John the Baptist had a calling on his life to preach boldly about repentance. Yet, he was just as human as we are. He had free will just like we do and could have chosen to avoid risking his life with his preaching. Instead he honored God by taking the challenge that God laid before him and doing what was asked of him. It takes tremendous courage to serve God the way John the Baptist did and few of us are asked to risk all that John was asked to risk. His devotion was not forgotten, though. Jesus said of John the Baptist, "Assuredly, I say to you, among those born of women there has not risen one greater than John the Baptist;" (Matthew 11:11a NKJV)

John's faith was courageous not only in the things he did do, but in the things he didn't do, too.

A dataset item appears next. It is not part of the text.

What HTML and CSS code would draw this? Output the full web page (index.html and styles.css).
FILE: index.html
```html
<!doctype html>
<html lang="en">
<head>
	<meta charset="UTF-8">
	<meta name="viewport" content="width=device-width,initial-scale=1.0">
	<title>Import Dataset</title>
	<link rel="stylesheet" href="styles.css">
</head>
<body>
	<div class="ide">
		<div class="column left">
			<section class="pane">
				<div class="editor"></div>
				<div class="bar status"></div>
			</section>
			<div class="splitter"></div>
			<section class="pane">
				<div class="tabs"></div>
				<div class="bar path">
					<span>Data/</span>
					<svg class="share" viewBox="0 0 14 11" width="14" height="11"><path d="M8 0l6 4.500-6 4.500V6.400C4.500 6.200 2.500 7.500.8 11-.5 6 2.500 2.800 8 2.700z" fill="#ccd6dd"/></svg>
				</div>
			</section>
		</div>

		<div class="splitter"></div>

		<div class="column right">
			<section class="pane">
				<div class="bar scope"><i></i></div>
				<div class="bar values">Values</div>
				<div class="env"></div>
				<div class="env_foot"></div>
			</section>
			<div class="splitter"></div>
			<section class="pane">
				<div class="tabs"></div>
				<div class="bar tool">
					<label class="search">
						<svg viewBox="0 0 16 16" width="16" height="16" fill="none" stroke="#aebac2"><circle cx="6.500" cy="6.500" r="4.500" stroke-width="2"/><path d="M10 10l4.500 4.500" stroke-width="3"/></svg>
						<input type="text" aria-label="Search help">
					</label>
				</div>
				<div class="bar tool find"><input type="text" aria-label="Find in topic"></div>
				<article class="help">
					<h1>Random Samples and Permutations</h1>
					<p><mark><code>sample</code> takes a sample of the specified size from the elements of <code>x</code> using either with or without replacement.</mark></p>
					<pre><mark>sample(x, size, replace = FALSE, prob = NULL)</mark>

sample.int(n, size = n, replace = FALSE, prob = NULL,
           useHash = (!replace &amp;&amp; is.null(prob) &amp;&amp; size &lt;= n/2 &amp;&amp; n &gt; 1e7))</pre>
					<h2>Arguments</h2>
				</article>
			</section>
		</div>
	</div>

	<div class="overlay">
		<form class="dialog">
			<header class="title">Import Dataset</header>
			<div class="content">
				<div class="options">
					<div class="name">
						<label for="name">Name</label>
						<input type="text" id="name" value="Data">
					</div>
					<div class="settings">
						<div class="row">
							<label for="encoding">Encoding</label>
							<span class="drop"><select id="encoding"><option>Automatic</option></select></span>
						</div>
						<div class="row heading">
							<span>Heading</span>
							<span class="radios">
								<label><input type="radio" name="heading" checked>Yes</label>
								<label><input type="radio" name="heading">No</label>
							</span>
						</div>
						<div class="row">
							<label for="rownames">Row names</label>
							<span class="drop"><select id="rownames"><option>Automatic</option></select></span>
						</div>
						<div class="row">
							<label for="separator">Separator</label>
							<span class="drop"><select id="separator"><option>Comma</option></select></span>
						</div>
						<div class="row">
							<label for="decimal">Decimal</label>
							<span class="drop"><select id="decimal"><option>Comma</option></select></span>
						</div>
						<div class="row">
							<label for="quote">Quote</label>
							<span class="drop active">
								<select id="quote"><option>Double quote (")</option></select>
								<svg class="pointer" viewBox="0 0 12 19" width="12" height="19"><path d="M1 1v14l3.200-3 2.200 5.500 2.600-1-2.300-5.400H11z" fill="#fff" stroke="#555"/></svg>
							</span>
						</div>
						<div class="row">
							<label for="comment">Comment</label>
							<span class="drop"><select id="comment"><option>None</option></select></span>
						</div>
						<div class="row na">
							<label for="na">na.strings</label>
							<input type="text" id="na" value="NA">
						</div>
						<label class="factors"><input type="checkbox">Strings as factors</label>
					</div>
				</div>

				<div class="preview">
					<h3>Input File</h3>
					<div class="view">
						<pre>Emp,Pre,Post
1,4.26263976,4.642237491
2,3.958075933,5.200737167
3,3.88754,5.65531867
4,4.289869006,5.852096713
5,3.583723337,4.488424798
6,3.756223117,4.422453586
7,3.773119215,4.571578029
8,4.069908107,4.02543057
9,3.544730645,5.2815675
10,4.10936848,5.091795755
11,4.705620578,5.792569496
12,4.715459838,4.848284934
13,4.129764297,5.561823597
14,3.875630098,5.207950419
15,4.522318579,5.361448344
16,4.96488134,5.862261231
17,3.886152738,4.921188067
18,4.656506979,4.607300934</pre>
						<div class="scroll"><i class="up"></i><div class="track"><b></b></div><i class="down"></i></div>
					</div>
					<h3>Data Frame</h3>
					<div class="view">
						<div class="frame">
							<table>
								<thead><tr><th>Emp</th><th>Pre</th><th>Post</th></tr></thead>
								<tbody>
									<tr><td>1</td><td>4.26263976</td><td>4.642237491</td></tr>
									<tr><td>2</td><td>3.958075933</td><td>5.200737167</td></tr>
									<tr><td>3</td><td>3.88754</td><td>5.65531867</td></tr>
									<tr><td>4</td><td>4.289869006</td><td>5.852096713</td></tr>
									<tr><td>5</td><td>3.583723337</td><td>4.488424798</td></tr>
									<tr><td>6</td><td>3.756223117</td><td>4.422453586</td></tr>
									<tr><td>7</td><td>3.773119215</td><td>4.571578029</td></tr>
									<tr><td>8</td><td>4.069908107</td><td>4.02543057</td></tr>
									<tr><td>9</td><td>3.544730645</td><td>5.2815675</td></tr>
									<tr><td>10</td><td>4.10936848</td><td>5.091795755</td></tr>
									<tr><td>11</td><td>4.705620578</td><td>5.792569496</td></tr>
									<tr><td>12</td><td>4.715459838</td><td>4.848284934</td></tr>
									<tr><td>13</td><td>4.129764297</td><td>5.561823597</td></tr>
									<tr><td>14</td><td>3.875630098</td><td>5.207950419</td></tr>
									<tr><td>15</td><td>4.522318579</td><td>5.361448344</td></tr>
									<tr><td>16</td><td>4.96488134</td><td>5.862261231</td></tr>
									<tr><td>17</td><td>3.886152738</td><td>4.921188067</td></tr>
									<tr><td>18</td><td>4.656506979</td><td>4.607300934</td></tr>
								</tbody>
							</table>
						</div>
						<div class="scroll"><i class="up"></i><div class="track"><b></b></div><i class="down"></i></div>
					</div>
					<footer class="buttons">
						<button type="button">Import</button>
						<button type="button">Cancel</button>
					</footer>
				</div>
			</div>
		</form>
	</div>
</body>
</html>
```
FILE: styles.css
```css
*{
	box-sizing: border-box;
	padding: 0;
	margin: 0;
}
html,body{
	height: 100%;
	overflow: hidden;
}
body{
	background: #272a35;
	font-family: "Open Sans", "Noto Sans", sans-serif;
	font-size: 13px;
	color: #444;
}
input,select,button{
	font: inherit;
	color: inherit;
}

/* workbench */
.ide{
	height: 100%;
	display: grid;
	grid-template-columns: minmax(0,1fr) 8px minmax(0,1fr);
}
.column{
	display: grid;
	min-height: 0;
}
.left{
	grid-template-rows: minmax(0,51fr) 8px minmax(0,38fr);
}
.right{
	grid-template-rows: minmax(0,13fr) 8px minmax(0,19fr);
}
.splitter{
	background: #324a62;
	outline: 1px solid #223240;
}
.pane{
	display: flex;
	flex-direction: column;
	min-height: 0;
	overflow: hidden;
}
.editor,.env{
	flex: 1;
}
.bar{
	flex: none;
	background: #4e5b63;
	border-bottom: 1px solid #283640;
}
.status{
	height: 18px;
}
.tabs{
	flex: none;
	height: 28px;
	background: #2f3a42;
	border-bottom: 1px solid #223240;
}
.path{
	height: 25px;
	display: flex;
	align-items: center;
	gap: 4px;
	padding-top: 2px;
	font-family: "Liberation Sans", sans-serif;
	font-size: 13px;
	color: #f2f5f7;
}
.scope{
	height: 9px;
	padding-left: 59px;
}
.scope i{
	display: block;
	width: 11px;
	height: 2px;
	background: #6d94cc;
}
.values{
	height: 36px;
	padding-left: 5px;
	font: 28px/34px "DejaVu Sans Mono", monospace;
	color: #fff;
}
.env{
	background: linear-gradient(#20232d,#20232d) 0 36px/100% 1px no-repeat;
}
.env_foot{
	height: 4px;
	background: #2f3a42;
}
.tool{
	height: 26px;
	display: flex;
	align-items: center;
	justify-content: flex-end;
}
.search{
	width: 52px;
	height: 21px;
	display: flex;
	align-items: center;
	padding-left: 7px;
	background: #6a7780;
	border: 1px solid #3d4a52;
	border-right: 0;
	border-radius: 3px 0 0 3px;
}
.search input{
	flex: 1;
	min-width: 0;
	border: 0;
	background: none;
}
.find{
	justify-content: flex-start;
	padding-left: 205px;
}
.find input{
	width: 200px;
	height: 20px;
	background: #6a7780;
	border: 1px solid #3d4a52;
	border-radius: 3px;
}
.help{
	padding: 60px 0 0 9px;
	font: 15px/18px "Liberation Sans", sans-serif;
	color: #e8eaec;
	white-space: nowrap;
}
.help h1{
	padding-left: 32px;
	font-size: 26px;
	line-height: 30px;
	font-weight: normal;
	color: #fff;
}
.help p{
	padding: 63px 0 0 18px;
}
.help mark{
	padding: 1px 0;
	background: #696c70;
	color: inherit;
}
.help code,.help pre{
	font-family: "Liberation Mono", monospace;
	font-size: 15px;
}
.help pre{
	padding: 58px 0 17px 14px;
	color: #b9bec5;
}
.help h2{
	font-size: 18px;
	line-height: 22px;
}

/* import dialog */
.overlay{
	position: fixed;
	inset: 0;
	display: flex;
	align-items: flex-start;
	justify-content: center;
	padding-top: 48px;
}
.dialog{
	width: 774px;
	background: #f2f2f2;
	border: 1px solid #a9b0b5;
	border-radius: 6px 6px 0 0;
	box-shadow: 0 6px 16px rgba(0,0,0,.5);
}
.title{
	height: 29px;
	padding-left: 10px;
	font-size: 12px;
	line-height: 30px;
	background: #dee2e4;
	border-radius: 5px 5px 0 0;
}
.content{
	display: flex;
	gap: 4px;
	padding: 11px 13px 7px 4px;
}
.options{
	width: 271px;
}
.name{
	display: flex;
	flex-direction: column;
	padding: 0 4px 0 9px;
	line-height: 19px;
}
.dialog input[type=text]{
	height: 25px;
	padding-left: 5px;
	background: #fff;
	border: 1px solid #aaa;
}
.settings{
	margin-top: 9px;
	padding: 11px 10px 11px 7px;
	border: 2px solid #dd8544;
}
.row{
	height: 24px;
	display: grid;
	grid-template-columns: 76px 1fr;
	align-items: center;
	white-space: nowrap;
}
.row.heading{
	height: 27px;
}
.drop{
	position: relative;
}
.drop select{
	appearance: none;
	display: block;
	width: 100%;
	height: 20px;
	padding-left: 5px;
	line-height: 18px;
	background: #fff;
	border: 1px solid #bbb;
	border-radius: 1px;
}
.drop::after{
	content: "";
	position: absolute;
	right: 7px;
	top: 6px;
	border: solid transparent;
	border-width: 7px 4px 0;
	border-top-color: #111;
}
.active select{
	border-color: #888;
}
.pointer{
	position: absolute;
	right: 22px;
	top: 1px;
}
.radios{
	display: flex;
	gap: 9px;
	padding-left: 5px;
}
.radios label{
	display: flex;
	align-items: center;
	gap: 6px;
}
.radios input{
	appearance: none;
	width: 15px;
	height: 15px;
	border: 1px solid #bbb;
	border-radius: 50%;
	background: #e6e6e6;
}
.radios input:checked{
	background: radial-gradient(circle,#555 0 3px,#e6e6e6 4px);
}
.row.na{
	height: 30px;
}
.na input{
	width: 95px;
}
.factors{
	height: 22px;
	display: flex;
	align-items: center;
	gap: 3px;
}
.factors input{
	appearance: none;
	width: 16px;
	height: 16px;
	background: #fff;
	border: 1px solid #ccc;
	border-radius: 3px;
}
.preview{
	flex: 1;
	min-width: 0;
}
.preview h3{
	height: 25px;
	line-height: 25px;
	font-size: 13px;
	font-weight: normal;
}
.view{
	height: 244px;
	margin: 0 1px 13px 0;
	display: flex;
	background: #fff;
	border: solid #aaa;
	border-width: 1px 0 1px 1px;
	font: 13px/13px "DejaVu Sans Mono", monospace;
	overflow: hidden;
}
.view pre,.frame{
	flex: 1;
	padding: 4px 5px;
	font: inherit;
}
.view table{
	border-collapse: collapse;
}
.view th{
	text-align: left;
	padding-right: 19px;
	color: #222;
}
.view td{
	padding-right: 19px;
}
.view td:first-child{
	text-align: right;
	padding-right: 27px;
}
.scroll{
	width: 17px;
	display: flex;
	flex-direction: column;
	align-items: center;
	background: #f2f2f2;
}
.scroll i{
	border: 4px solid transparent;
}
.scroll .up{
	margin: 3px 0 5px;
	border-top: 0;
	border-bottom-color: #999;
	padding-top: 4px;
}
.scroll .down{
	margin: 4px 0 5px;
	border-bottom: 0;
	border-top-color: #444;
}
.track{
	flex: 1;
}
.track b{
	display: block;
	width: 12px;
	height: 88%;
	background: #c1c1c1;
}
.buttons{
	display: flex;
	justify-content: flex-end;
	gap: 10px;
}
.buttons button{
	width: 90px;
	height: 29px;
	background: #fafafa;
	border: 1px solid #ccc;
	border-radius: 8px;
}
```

He didn't accept any of the creature comforts the world has to offer. He lived like a beggar in the desert instead. There would seem to be no reward at all for John's devotion. And that absence of earthly reward is the evidence of his tremendous faith. In spite of all that was around him, the threat of death, the poverty, the conditions of his life, he trusted in God to sustain him and remember his faithfulness. John the Baptist knew where his treasure would be and that's where he kept his heart, in heaven.